The Archbishop of Glasgow is to meet the Scottish justice secretary, Humza Yousaf, after a priest was attacked during an Orange walk. The Church has called on the Scottish government to take strong action after the assault on Canon Tom White, on 7 July, as parishioners were leaving Mass at St Alphonsus’ Church in the Calton area of Glasgow. Anthony Horan, director of the Scottish Catholic Parliamentary Office, who will accompany Archbishop Philip Tartaglia to the meeting at Holyrood, said “a strong message” was needed “that anti-Catholic behaviour will no longer be tolerated and that government will do everything in its power to stop it”. The Church has called on the Scottish government to stop labelling such attacks “sectarian”, and not to attempt to sweep anti-Catholic hate crimes under the carpet.

 

Adoption apology call

MPs have urged the Prime Minister, Theresa May, to apologise on behalf of the nation to women who were forced to hand over babies for adoption in the 1950s, 1960s and 1970s. The motion, calling for recognition of the “pain and suffering that the practice of forced adoption caused many women from the 1960s onwards”, was tabled by a group of cross-party backbench MPs and approved unopposed.
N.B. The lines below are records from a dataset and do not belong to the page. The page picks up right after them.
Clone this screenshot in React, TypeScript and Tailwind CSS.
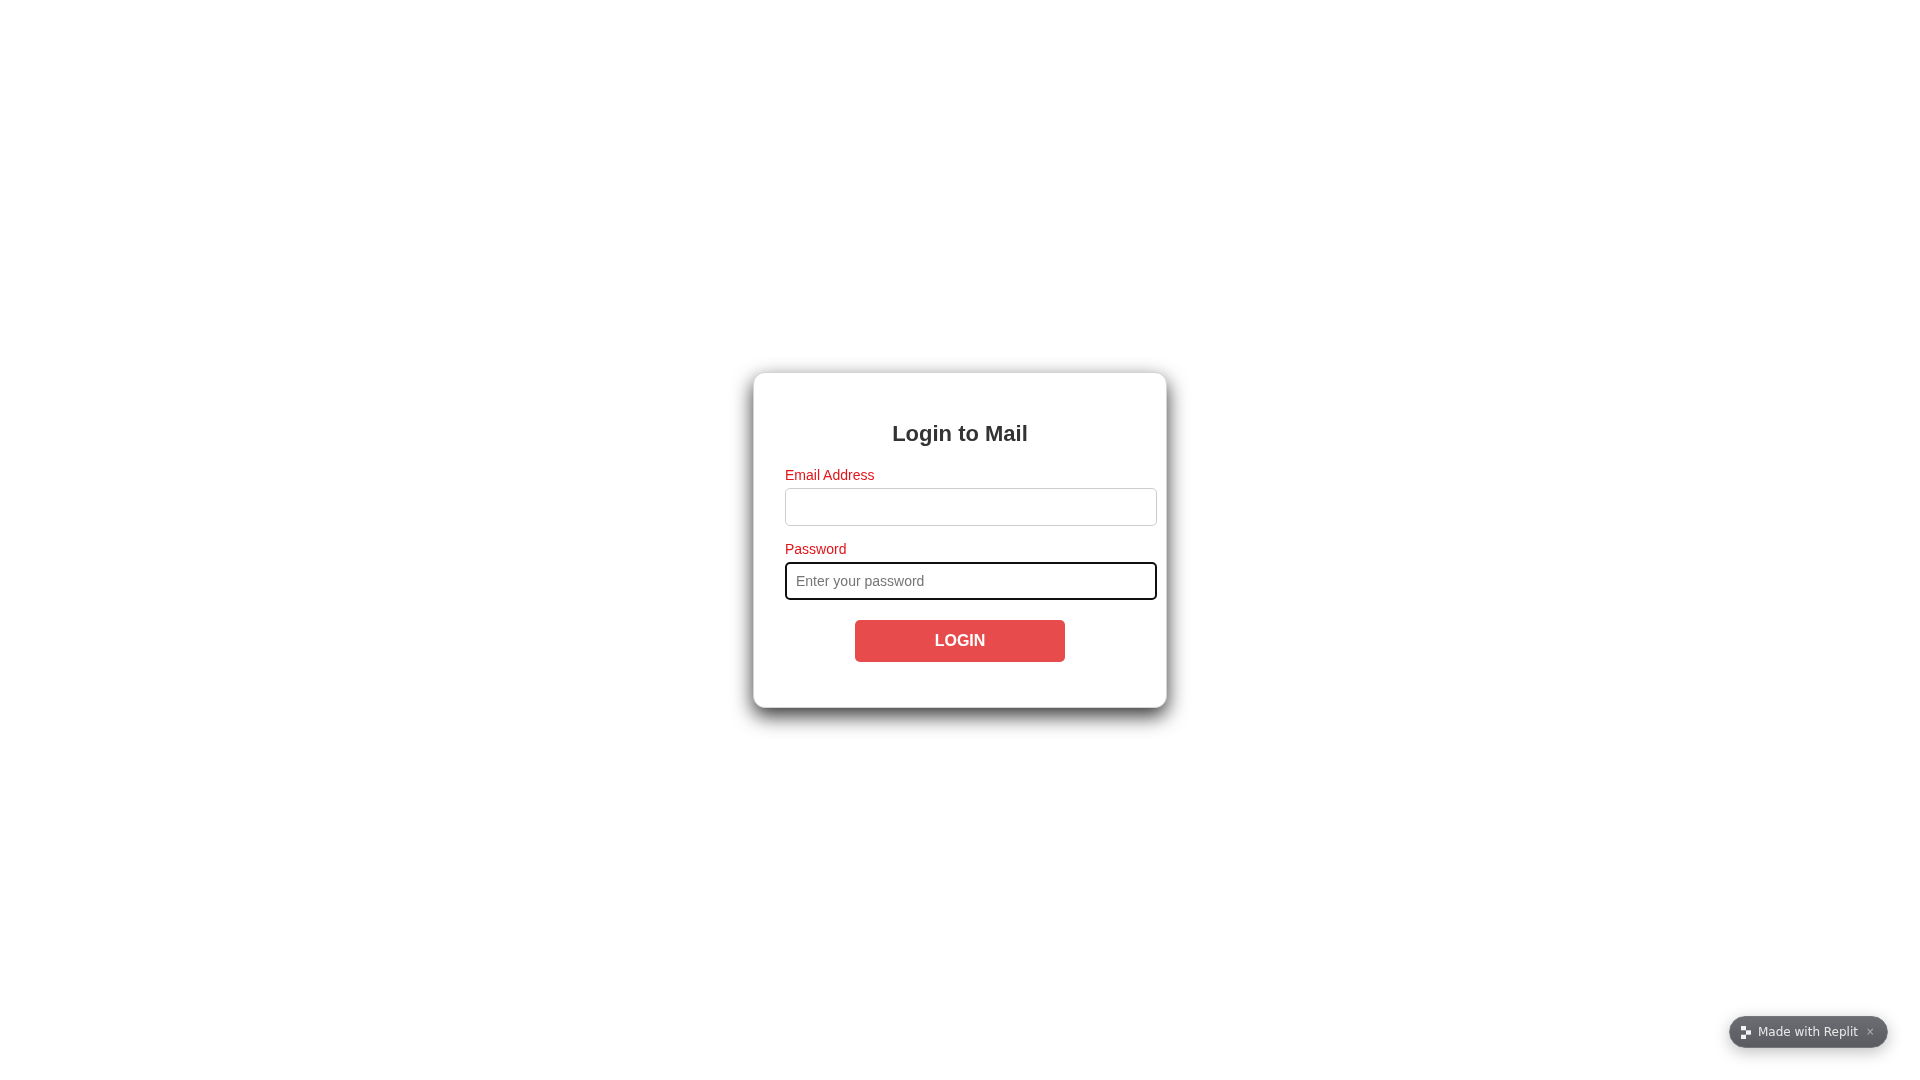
export default function App() {
    return (
        <div className="flex min-h-screen items-center justify-center bg-white font-['Liberation_Sans',Arial,sans-serif]">
            <div className="w-[414px] rounded-[12px] border border-[#d4d4d4] bg-white px-[31px] pt-[47px] pb-[45px] shadow-[0_8px_20px_rgba(0,0,0,0.8)] will-change-transform">
                <h2 className="mb-[19px] text-center text-[22px] leading-[28px] font-bold text-[#333333]">Login to Mail</h2>
                <form className="flex flex-col">
                    <label className="mb-[5px] text-sm leading-4 text-[#e2141a]">Email Address</label>
                    <input type="email" className="mb-[15px] h-[38px] w-[372px] max-w-none rounded-[5px] border border-[#cccccc] bg-white px-[10px] text-sm outline-none" />
                    <label className="mb-[5px] text-sm leading-4 text-[#e2141a]">Password</label>
                    <input type="password" placeholder="Enter your password" className="mb-5 h-[38px] w-[372px] max-w-none rounded-[5px] border-2 border-[#101010] bg-white px-[9px] text-sm outline-none placeholder:text-[#757575]" />
                    <button type="button" className="mx-auto h-[42px] w-[210px] rounded-[5px] bg-[#e84b4b] text-base font-bold text-white">LOGIN</button>
                </form>
            </div>
            <div className="fixed right-[32px] bottom-[32px] flex h-[32px] w-[159px] items-center rounded-full border border-[#76777b] bg-gradient-to-b from-[#6c6d72] to-[#5a5b60] pl-[11px] font-['DejaVu_Sans',sans-serif] text-xs text-[#e8e8ea] shadow-[0_4px_16px_rgba(0,0,0,0.25)] will-change-transform">
                <svg className="h-[13px] w-[10px]" viewBox="0 0 10 13" fill="#f2f2f4">
                    <rect x="0" y="0" width="5" height="4.3" />
                    <rect x="5" y="4.3" width="5" height="4.4" />
                    <rect x="0" y="8.7" width="5" height="4.3" />
                </svg>
                <span className="ml-[7px]">Made with Replit</span>
                <span className="ml-[8px] text-[10px] text-[#b5b5b8]">×</span>
            </div>
        </div>
    );
}
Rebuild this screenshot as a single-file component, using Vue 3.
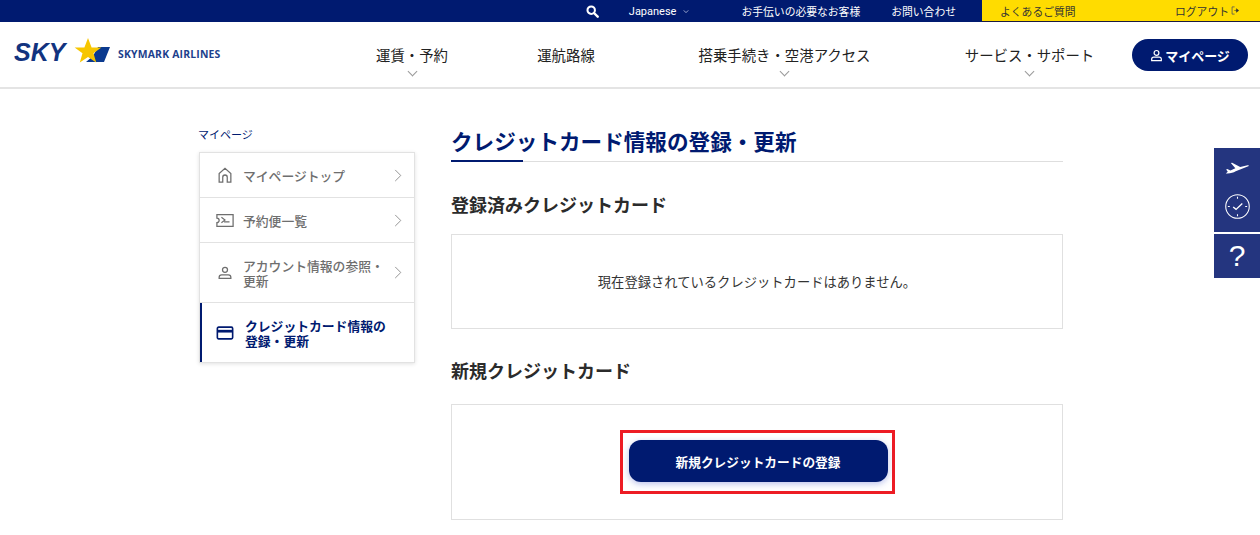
<template>
  <div class="page">
    <div class="topbar">
      <div class="top-left">
        <svg class="search" viewBox="0 0 14 14" width="13" height="13">
          <circle cx="5.6" cy="5.6" r="4" fill="none" stroke="#fff" stroke-width="2.2" />
          <path d="M8.6 8.6 12.6 12.6" stroke="#fff" stroke-width="2.6" stroke-linecap="round" />
        </svg>
        <span class="lang">Japanese</span>
        <svg class="lang-chev" viewBox="0 0 8 6" width="6" height="5">
          <path d="M1 1.5 4 4.5 7 1.5" fill="none" stroke="#cfd6ee" stroke-width="1" />
        </svg>
        <span class="help">お手伝いの必要なお客様</span>
        <span class="contact">お問い合わせ</span>
      </div>
      <div class="top-yellow">
        <span>よくあるご質問</span>
        <span class="logout">
          ログアウト
          <svg viewBox="0 0 10 10" width="9" height="9">
            <path d="M4 1H1.2V9H4" fill="none" stroke="#555" stroke-width="0.9" />
            <path d="M3.6 5H7M6 3 8.6 5 6 7Z" fill="#333" stroke="#333" stroke-width="0.6" />
          </svg>
        </span>
      </div>
    </div>

    <header class="nav">
      <div class="logo">
        <svg viewBox="0 0 100 32" width="100" height="32" class="logo-mark">
          <text x="0" y="26" class="logo-sky">SKY</text>
          <polygon points="84,12 96,12 90,27 72,27 79,21" fill="#0b3a8f" />
          <polygon points="74,3 77.6,12.4 87.4,12.4 79.5,18.3 82.2,27.5 74,22 65.8,27.5 68.5,18.3 60.6,12.4 70.4,12.4" fill="#f7c600" />
        </svg>
        <span class="logo-text">SKYMARK AIRLINES</span>
      </div>
      <div class="nav-item item-a">運賃・予約<i class="chev"></i></div>
      <div class="nav-item item-b">運航路線</div>
      <div class="nav-item item-c">搭乗手続き・空港アクセス<i class="chev"></i></div>
      <div class="nav-item item-d">サービス・サポート<i class="chev"></i></div>
      <button class="mypage">
        <svg viewBox="0 0 14 14" width="13" height="13">
          <circle cx="7" cy="4.2" r="2.6" fill="none" stroke="#fff" stroke-width="1.3" />
          <path d="M1.8 12.6V11c0-1.4 1-2.2 2.4-2.2h5.6c1.4 0 2.4.8 2.4 2.2v1.6Z" fill="none" stroke="#fff" stroke-width="1.3" />
        </svg>
        マイページ
      </button>
    </header>

    <div class="content">
      <aside>
        <div class="side-label">マイページ</div>
        <ul class="side">
          <li v-for="item in menu" :key="item.label" :class="{ active: item.active, tall: item.tall }">
            <svg class="side-icon" viewBox="0 0 20 20" width="18" height="18" v-html="item.icon"></svg>
            <span class="side-text">{{ item.label }}</span>
            <svg v-if="!item.active" class="side-chev" viewBox="0 0 8 14" width="8" height="13">
              <path d="M1 1 7 7 1 13" fill="none" stroke="#8c8c8c" stroke-width="1" />
            </svg>
          </li>
        </ul>
      </aside>

      <main>
        <h1>クレジットカード情報の登録・更新</h1>
        <h2 class="first">登録済みクレジットカード</h2>
        <div class="card empty">現在登録されているクレジットカードはありません。</div>
        <h2 class="second">新規クレジットカード</h2>
        <div class="card action">
          <div class="highlight">
            <button class="primary">新規クレジットカードの登録</button>
          </div>
        </div>
      </main>
    </div>

    <div class="rail">
      <div class="rail-top">
        <svg viewBox="0 0 30 16" width="27" height="15">
          <path d="M2 13.5c5 .4 8-.8 11-2.4l14-5.6c1-.6.4-1.4-.8-1.2L18 6.2 9 1.6 7.6 2l5 5.6-5.4 2.6L3.6 8.6 2.4 9l1.8 2.6Z" fill="#fff" />
        </svg>
        <svg viewBox="0 0 28 28" width="27" height="27">
          <circle cx="14" cy="14" r="12.2" fill="none" stroke="#fff" stroke-width="1.1" />
          <path d="M9.5 14.5 12.5 17 19 11" fill="none" stroke="#fff" stroke-width="1.4" />
          <path d="M14 4v2M14 22v2M4 14h2M22 14h2" stroke="#fff" stroke-width="1.1" />
        </svg>
      </div>
      <div class="rail-help">?</div>
    </div>
  </div>
</template>

<script setup>
const menu = [
  {
    label: 'マイページトップ',
    icon: '<path d="M3.5 18V8.5L10 2.5l6.5 6V18h-4v-5.5a2.5 2.5 0 0 0-5 0V18Z" fill="none" stroke="#6e6e6e" stroke-width="1.4"/>',
  },
  {
    label: '予約便一覧',
    icon: '<path d="M1 4h18v13H1v-4a2 2 0 0 0 0-5Z" fill="none" stroke="#6e6e6e" stroke-width="1.4"/><path d="M6 7l4 3-4 3M9 12h6" fill="none" stroke="#6e6e6e" stroke-width="1.3"/>',
  },
  {
    label: 'アカウント情報の参照・更新',
    tall: true,
    icon: '<circle cx="10" cy="6.5" r="2.8" fill="none" stroke="#6e6e6e" stroke-width="1.4"/><path d="M3.5 16v-1.2c0-1.6 1.2-2.6 2.8-2.6h7.4c1.6 0 2.8 1 2.8 2.6V16Z" fill="none" stroke="#6e6e6e" stroke-width="1.4"/>',
  },
  {
    label: 'クレジットカード情報の登録・更新',
    active: true,
    tall: true,
    icon: '<rect x="1.5" y="3.5" width="17" height="13" rx="1.4" fill="none" stroke="#001a70" stroke-width="1.8"/><rect x="1.5" y="6.5" width="17" height="3" fill="#001a70"/>',
  },
]
</script>

<style>
body {
  margin: 0;
  background: #fff;
}
</style>

<style scoped>
.page {
  width: 1260px;
  height: 535px;
  overflow: hidden;
  font-family: "Noto Sans CJK JP", "Noto Sans", sans-serif;
  color: #222;
  position: relative;
}
.topbar {
  height: 22px;
  background: #001a70;
  display: flex;
  justify-content: flex-end;
  color: #fff;
  font-size: 10.8px;
}
.top-left {
  display: flex;
  align-items: center;
}
.search {
  margin-right: 30px;
}
.lang {
  font-family: Roboto, sans-serif;
  font-size: 11px;
}
.lang-chev {
  margin: 0 52px 0 7px;
}
.help {
  margin-right: 31px;
}
.contact {
  margin-right: 26px;
}
.top-yellow {
  width: 278px;
  box-sizing: border-box;
  background: #ffdc00;
  border-bottom: 1px solid #1a1a40;
  color: #333;
  display: flex;
  align-items: center;
  justify-content: space-between;
  padding: 0 20px 0 18px;
}
.logout {
  display: flex;
  align-items: center;
  gap: 2px;
}
.nav {
  height: 66px;
  border-bottom: 2px solid #e4e4e4;
  box-sizing: border-box;
  height: 67px;
  display: flex;
  align-items: flex-start;
  font-size: 14.4px;
  color: #222;
}
.logo {
  display: flex;
  align-items: flex-end;
  margin: 13px 0 0 14px;
  width: 362px;
}
.logo-mark {
  display: block;
}
.logo-sky {
  font-family: "Liberation Sans", sans-serif;
  font-weight: 700;
  font-style: italic;
  font-size: 25px;
  letter-spacing: 0;
  fill: #12337f;
}
.logo-text {
  font-family: "Open Sans", sans-serif;
  font-weight: 700;
  font-size: 10.4px;
  color: #1d3f8c;
  margin: 0 0 6px 4px;
  letter-spacing: 0.2px;
  white-space: nowrap;
}
.nav-item {
  position: relative;
  padding-top: 22px;
  line-height: 21px;
  white-space: nowrap;
  text-align: center;
}
.item-a {
  width: 72px;
}
.item-b {
  width: 58px;
  margin-left: 89px;
}
.item-c {
  width: 173px;
  margin-left: 103px;
}
.item-d {
  width: 131px;
  margin-left: 93px;
}
.chev {
  display: block;
  width: 6px;
  height: 6px;
  border-right: 1px solid #9a9a9a;
  border-bottom: 1px solid #9a9a9a;
  transform: rotate(45deg);
  margin: 3px auto 0;
}
.mypage {
  margin: 17px 0 0 37px;
  width: 116px;
  height: 32px;
  border: none;
  border-radius: 16px;
  background: #001a70;
  color: #fff;
  font: 700 13px "Noto Sans CJK JP", sans-serif;
  display: flex;
  align-items: center;
  justify-content: center;
  gap: 2px;
  padding: 0;
}
.content {
  display: grid;
  grid-template-columns: 216px 612px;
  column-gap: 36px;
  margin-left: 199px;
  padding-top: 36px;
}
.side-label {
  font-size: 11px;
  line-height: 18px;
  color: #001a70;
  margin-left: -1px;
  margin-bottom: 9px;
}
.side {
  list-style: none;
  margin: 0;
  padding: 0;
  border: 1px solid #e2e2e2;
  box-shadow: 0 1px 4px rgba(0, 0, 0, 0.12);
}
.side li {
  height: 44px;
  display: flex;
  align-items: center;
  padding: 0 12px 0 16px;
  border-bottom: 1px solid #e2e2e2;
  color: #6e6e6e;
  font-size: 12.8px;
  font-weight: 500;
  line-height: 15px;
}
.side li.tall {
  height: 59px;
}
.side li:last-child {
  border-bottom: none;
}
.side li.active {
  color: #001a70;
  font-weight: 700;
  box-shadow: inset 2px 0 0 #001a70;
}
.side-icon {
  flex: none;
  margin-right: 9px;
}
.side-text {
  flex: 1;
}
.active .side-text {
  margin-left: 2px;
  padding-right: 14px;
}
.side-chev {
  flex: none;
  margin-left: 4px;
}
main {
  min-width: 0;
}
h1 {
  margin: 0;
  font-size: 21.6px;
  line-height: 32px;
  height: 36px;
  color: #001a70;
  font-weight: 700;
  border-bottom: 1px solid #dedede;
  position: relative;
  white-space: nowrap;
  padding-top: 0;
}
h1::after {
  content: "";
  position: absolute;
  left: 0;
  bottom: -1px;
  width: 72px;
  height: 2px;
  background: #001a70;
}
h2 {
  margin: 0;
  font-size: 18px;
  line-height: 26px;
  font-weight: 700;
  color: #2b2b2b;
}
h2.first {
  margin-top: 29px;
  margin-bottom: 17px;
}
h2.second {
  margin-top: 28px;
  margin-bottom: 21px;
}
.card {
  border: 1px solid #e0e0e0;
  box-sizing: border-box;
  display: flex;
  align-items: center;
  justify-content: center;
}
.empty {
  height: 95px;
  font-size: 13.3px;
  color: #333;
}
.action {
  height: 116px;
}
.highlight {
  border: 3px solid #ed1c24;
  padding: 7px 4px 9px 6px;
}
.primary {
  display: block;
  width: 259px;
  height: 42px;
  border: none;
  border-radius: 12px;
  background: #001a70;
  color: #fff;
  font: 700 12.7px "Noto Sans CJK JP", sans-serif;
  box-shadow: 0 2px 6px rgba(60, 80, 200, 0.35);
}
.rail {
  position: absolute;
  right: 0;
  top: 148px;
  width: 46px;
}
.rail-top {
  height: 84px;
  background: #24357f;
  display: flex;
  flex-direction: column;
  align-items: center;
  justify-content: space-around;
  padding: 4px 0;
  box-sizing: border-box;
}
.rail-help {
  margin-top: 2px;
  height: 44px;
  background: #24357f;
  color: #fff;
  font: 400 30px/44px "Liberation Sans", sans-serif;
  text-align: center;
}
</style>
It is estimated that half-a-million babies were adopted into largely church-run mother and baby homes before legal reforms in the mid-1970s.

 

Christianity is viewed marginally more favourably by the post-millennial generation than by those in older age groups, according to a ComRes survey released last week. Fifty-one per cent of so-called “Generation Z” (18-24-year-olds) said they had a positive experience of Christians and Christianity. However, two-thirds of the age group said that they never went to church.

 

Dame Colette Bowe, chair of the Tablet Trust and of the Banking Standards Board, was to be made Doctor of Humane Letters “honoris causa” by Liverpool Hope University on 19 July at Liverpool Metropolitan Cathedral. Educated by the Sisters of Notre Dame at the High School in Mount Pleasant, Liverpool, Dame Colette went on to study Economics at London University, and to work in Whitehall and the City.

 

Ireland is set to become the first country in the world to sell off its investments in fossil fuels following the passage of a new bill last week. Trócaire, the bishops’ development agency, has welcomed the Fossil Fuel Divestment Bill. It will require the state’s €8bn Ireland Strategic Investment Fund (ISIF) to divest all public money from peat, coal, oil and gas companies “as soon as is practicable”. About €318m is believed to be at stake. The bill follows more than two years of lobbying by the Independent Donegal politician Thomas Pringle TD, as well as Trócaire. Éamonn Meehan, Executive Director of Trócaire, said the bill sent a powerful signal about the need to speed up the phasing-out of fossil fuels, if global climate goals are to be met.

 

A Christian mother has launched an appeal to raise £50,000 to challenge a High Court ruling which recently made a Marie Stopes abortion clinic in Ealing, west London, the first to be surrounded by a protest-free buffer zone. On 2 July, Mr Justice Turner declared the 100-metre zone, “a necessary step in a democratic society”. Alina Dulgheriu, a mother who received help from a pro-life vigil when she attended the clinic for an abortion in 2011, hopes to appeal the ruling. At the time of going to press, Ms Dulgheriu had raised nearly £20,000 through a “GoFundMe” appeal in 11 days to fund legal costs.